> Written request
Give again, unaltered, the line with "Rebuild this screenshot" and all lines that follow it in the listing below, minus any pictures.

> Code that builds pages
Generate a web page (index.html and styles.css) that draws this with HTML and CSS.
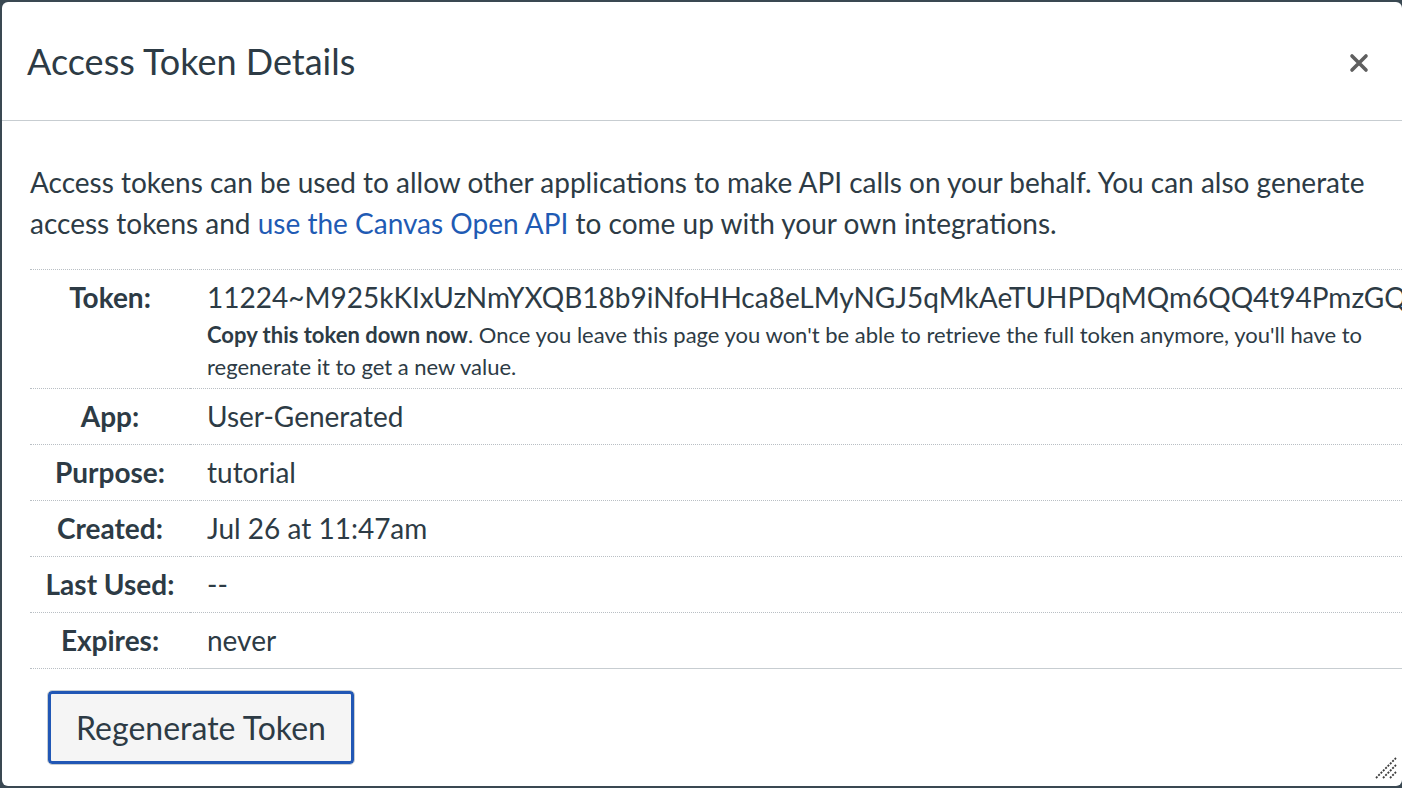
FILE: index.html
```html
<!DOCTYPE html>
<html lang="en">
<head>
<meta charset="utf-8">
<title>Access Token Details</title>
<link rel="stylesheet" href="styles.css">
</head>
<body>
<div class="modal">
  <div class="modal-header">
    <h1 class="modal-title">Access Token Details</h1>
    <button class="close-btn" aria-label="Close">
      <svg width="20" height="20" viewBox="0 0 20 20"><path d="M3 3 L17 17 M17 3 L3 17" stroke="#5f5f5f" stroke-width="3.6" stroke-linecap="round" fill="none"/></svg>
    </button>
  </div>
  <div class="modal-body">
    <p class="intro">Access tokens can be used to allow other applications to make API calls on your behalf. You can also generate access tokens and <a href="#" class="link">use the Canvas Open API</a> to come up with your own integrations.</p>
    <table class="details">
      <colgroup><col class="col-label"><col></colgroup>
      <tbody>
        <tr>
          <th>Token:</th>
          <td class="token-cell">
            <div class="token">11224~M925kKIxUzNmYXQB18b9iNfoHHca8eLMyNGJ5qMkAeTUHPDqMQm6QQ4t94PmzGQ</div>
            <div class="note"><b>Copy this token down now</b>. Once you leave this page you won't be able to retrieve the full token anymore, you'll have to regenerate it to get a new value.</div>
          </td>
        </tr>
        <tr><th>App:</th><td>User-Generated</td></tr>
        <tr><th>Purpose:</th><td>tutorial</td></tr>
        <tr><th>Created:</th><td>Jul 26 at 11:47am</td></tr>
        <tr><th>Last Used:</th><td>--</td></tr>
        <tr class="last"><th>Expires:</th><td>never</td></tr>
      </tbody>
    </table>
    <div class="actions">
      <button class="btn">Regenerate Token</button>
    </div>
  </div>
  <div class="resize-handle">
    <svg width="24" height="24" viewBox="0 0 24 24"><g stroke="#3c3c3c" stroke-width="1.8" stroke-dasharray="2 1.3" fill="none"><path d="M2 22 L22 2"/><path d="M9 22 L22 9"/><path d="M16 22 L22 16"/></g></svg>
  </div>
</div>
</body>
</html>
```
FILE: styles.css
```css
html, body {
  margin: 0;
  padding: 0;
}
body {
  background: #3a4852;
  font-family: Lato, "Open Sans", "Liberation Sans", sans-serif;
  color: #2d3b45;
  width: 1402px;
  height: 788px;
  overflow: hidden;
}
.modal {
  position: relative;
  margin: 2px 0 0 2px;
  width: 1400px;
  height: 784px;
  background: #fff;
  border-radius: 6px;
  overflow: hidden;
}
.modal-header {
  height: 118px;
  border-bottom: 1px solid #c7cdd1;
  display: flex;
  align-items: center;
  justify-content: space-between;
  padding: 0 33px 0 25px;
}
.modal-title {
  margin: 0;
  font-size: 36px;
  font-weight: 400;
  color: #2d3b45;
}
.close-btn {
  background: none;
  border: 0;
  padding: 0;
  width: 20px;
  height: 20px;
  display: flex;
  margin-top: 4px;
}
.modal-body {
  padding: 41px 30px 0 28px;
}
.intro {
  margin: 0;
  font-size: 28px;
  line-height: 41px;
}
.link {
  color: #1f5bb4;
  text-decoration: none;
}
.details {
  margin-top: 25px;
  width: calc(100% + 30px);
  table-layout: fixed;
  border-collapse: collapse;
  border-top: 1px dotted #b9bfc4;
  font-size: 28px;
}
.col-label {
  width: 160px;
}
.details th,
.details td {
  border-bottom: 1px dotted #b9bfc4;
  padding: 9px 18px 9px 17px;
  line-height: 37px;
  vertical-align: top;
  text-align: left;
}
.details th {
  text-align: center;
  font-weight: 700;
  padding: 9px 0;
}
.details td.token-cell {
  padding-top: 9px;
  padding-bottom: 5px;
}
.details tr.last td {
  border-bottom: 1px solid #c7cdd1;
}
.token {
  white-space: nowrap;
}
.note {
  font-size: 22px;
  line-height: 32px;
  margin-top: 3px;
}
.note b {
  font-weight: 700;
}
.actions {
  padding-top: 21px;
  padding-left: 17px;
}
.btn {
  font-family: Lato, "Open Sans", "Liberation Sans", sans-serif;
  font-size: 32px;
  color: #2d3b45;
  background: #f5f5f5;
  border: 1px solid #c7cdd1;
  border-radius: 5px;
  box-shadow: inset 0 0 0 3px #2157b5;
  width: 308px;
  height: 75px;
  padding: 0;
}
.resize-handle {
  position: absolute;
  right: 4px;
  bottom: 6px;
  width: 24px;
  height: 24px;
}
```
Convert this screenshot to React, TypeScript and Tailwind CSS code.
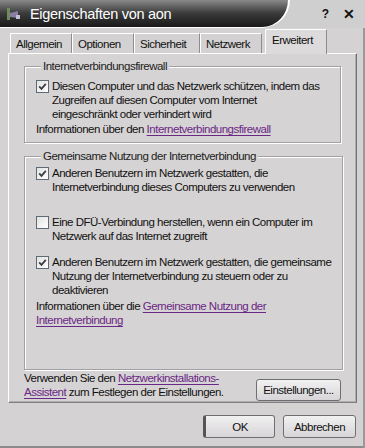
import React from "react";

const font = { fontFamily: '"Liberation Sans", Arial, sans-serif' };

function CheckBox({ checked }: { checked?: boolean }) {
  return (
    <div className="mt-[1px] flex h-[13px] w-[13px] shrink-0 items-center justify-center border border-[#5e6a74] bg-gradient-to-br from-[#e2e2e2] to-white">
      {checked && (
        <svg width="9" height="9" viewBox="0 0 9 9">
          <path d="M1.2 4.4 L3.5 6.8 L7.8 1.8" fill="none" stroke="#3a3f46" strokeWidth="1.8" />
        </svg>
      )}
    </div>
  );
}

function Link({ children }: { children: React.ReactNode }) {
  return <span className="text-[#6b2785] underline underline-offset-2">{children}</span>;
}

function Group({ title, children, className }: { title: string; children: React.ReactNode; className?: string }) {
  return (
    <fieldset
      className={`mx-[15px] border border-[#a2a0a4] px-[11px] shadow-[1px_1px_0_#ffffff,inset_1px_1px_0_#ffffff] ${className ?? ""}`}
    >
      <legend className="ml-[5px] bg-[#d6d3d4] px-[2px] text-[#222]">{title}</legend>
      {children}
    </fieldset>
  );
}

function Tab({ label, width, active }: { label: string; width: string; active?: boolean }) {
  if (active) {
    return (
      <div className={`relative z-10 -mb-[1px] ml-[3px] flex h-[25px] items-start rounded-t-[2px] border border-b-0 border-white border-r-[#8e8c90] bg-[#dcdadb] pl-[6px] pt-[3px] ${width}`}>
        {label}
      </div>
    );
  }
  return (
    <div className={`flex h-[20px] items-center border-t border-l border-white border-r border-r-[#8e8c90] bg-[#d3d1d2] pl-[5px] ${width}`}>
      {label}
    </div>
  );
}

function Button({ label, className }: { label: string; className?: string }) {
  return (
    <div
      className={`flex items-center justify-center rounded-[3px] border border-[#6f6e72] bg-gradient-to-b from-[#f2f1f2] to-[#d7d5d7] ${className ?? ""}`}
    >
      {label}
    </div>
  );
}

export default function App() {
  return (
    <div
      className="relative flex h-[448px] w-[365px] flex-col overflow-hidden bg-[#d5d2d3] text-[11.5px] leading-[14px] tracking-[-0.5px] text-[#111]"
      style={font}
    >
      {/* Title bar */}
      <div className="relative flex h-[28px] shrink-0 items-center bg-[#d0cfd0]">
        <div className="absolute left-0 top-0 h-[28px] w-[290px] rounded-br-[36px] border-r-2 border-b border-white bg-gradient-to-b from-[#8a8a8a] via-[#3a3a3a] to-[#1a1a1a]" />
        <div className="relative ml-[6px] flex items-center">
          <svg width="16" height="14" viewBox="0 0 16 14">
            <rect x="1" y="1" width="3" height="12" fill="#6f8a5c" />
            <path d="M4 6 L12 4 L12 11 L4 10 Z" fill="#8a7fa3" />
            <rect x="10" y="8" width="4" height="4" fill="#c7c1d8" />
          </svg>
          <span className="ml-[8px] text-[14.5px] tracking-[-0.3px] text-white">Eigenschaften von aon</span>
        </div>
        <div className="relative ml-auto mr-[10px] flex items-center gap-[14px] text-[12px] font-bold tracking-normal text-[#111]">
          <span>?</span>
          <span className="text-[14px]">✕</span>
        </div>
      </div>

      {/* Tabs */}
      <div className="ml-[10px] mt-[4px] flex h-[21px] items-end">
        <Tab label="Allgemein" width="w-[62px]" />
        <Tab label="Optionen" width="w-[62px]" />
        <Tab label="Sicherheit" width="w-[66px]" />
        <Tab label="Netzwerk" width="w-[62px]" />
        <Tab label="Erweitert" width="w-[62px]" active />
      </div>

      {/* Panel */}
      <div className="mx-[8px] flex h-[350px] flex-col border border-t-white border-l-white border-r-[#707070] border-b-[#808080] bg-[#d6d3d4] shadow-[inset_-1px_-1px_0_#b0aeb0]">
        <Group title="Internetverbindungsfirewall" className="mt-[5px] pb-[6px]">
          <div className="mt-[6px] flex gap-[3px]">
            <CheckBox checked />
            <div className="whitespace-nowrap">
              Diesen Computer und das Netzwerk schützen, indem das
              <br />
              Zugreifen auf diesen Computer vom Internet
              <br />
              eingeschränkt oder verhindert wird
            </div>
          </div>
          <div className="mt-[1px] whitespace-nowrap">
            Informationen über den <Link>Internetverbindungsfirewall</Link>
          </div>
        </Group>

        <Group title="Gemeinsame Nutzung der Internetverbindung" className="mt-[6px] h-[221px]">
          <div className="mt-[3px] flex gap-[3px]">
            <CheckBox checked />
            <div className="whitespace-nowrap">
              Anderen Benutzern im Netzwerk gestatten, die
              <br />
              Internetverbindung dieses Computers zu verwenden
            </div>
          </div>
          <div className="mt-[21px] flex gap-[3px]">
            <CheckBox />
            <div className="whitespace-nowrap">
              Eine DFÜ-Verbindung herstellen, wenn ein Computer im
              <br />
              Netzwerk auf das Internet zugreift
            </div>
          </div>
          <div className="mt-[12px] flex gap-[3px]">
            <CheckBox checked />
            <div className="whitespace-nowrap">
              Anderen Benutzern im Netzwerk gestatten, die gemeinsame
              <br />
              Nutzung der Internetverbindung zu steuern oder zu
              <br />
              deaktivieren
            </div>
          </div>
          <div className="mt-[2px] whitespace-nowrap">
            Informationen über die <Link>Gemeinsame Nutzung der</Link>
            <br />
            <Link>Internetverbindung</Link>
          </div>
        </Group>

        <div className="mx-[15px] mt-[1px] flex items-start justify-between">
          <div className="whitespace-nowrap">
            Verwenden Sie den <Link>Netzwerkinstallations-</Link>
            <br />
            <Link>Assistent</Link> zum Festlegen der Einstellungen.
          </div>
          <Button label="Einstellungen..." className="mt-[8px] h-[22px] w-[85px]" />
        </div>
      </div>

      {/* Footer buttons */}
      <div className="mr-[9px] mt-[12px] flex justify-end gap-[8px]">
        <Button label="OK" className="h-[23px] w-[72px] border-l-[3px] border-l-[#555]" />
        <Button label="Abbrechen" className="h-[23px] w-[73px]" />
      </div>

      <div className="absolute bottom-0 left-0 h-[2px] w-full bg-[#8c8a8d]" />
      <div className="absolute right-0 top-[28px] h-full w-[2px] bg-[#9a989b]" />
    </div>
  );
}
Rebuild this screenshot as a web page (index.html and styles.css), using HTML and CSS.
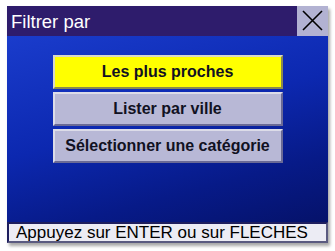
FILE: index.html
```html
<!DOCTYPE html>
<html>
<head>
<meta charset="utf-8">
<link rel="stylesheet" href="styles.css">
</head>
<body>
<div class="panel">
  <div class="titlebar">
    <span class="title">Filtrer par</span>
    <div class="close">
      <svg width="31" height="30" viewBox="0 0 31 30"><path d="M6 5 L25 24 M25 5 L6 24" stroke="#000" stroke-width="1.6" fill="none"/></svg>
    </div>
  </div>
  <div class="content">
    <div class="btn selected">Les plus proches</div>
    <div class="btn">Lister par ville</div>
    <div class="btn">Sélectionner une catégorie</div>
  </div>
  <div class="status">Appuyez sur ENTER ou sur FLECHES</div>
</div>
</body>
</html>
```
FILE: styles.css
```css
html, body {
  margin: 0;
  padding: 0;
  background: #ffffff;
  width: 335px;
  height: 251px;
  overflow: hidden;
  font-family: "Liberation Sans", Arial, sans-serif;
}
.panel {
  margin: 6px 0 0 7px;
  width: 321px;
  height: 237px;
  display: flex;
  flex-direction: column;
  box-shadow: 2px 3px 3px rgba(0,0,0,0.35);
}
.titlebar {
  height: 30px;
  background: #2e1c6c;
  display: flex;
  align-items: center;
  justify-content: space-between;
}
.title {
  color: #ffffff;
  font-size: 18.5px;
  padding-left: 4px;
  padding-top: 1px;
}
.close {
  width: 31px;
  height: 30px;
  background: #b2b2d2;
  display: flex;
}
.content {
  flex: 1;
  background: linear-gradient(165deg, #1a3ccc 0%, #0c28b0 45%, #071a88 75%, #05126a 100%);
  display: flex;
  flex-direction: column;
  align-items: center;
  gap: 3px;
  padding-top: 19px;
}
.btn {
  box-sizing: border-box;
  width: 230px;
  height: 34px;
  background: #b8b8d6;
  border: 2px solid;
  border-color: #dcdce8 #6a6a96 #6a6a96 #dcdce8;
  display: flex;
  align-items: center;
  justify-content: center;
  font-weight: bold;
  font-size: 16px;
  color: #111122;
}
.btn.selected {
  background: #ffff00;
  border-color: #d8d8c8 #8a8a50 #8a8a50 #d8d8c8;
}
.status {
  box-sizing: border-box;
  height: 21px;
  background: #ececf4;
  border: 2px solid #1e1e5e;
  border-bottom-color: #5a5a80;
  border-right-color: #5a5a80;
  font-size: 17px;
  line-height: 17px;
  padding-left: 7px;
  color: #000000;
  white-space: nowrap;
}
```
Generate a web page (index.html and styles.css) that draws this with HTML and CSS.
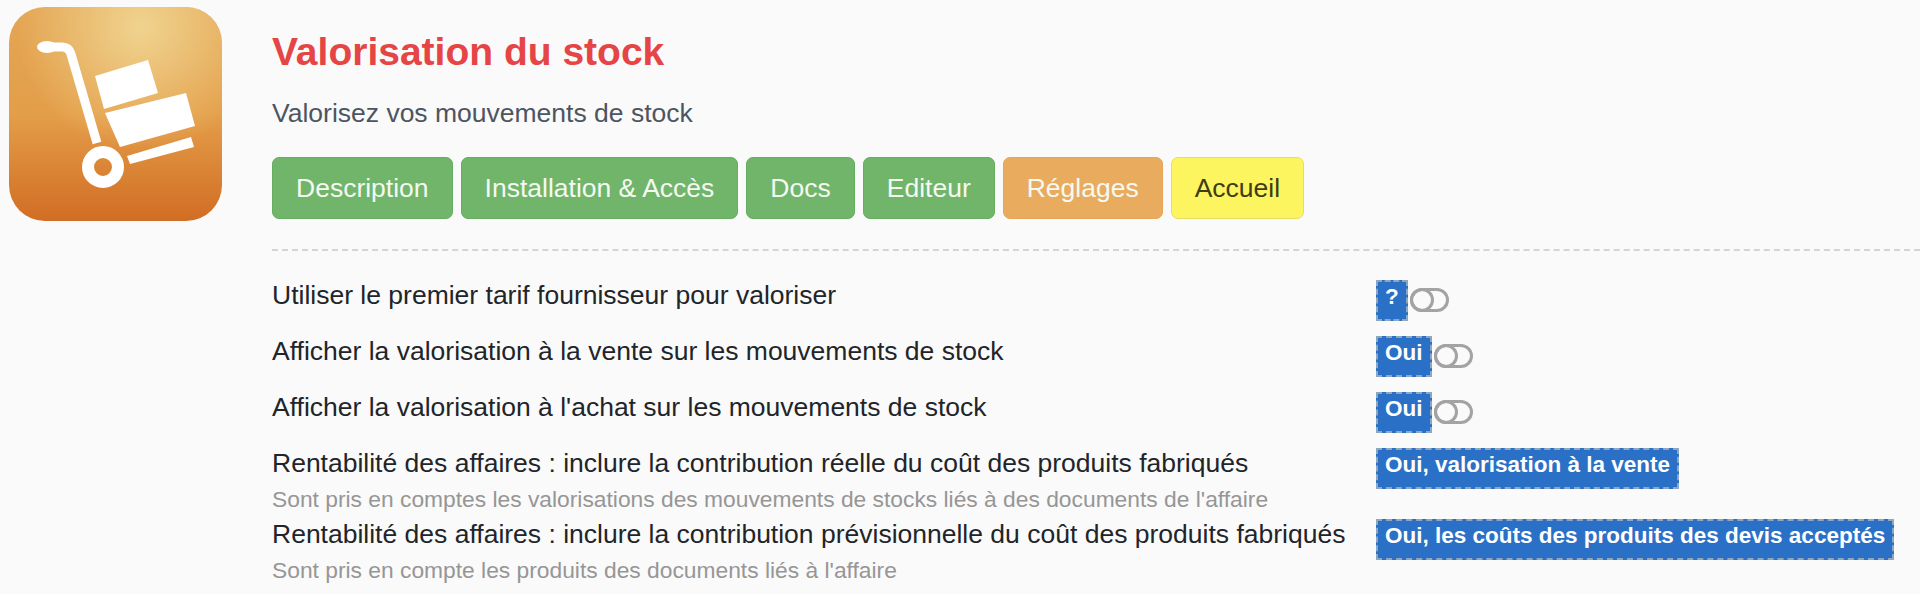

> Task result
Rebuild this screenshot as a web page (index.html and styles.css), using HTML and CSS.
FILE: index.html
```html
<!DOCTYPE html>
<html>
<head>
<meta charset="utf-8">
<link rel="stylesheet" href="styles.css">
</head>
<body>
<div class="panel">
  <div class="titlebar">
    <span class="title">Filtrer par</span>
    <div class="close">
      <svg width="31" height="30" viewBox="0 0 31 30"><path d="M6 5 L25 24 M25 5 L6 24" stroke="#000" stroke-width="1.6" fill="none"/></svg>
    </div>
  </div>
  <div class="content">
    <div class="btn selected">Les plus proches</div>
    <div class="btn">Lister par ville</div>
    <div class="btn">Sélectionner une catégorie</div>
  </div>
  <div class="status">Appuyez sur ENTER ou sur FLECHES</div>
</div>
</body>
</html>
```
FILE: styles.css
```css
html, body {
  margin: 0;
  padding: 0;
  background: #ffffff;
  width: 335px;
  height: 251px;
  overflow: hidden;
  font-family: "Liberation Sans", Arial, sans-serif;
}
.panel {
  margin: 6px 0 0 7px;
  width: 321px;
  height: 237px;
  display: flex;
  flex-direction: column;
  box-shadow: 2px 3px 3px rgba(0,0,0,0.35);
}
.titlebar {
  height: 30px;
  background: #2e1c6c;
  display: flex;
  align-items: center;
  justify-content: space-between;
}
.title {
  color: #ffffff;
  font-size: 18.5px;
  padding-left: 4px;
  padding-top: 1px;
}
.close {
  width: 31px;
  height: 30px;
  background: #b2b2d2;
  display: flex;
}
.content {
  flex: 1;
  background: linear-gradient(165deg, #1a3ccc 0%, #0c28b0 45%, #071a88 75%, #05126a 100%);
  display: flex;
  flex-direction: column;
  align-items: center;
  gap: 3px;
  padding-top: 19px;
}
.btn {
  box-sizing: border-box;
  width: 230px;
  height: 34px;
  background: #b8b8d6;
  border: 2px solid;
  border-color: #dcdce8 #6a6a96 #6a6a96 #dcdce8;
  display: flex;
  align-items: center;
  justify-content: center;
  font-weight: bold;
  font-size: 16px;
  color: #111122;
}
.btn.selected {
  background: #ffff00;
  border-color: #d8d8c8 #8a8a50 #8a8a50 #d8d8c8;
}
.status {
  box-sizing: border-box;
  height: 21px;
  background: #ececf4;
  border: 2px solid #1e1e5e;
  border-bottom-color: #5a5a80;
  border-right-color: #5a5a80;
  font-size: 17px;
  line-height: 17px;
  padding-left: 7px;
  color: #000000;
  white-space: nowrap;
}
```
Generate a web page (index.html and styles.css) that draws this with HTML and CSS.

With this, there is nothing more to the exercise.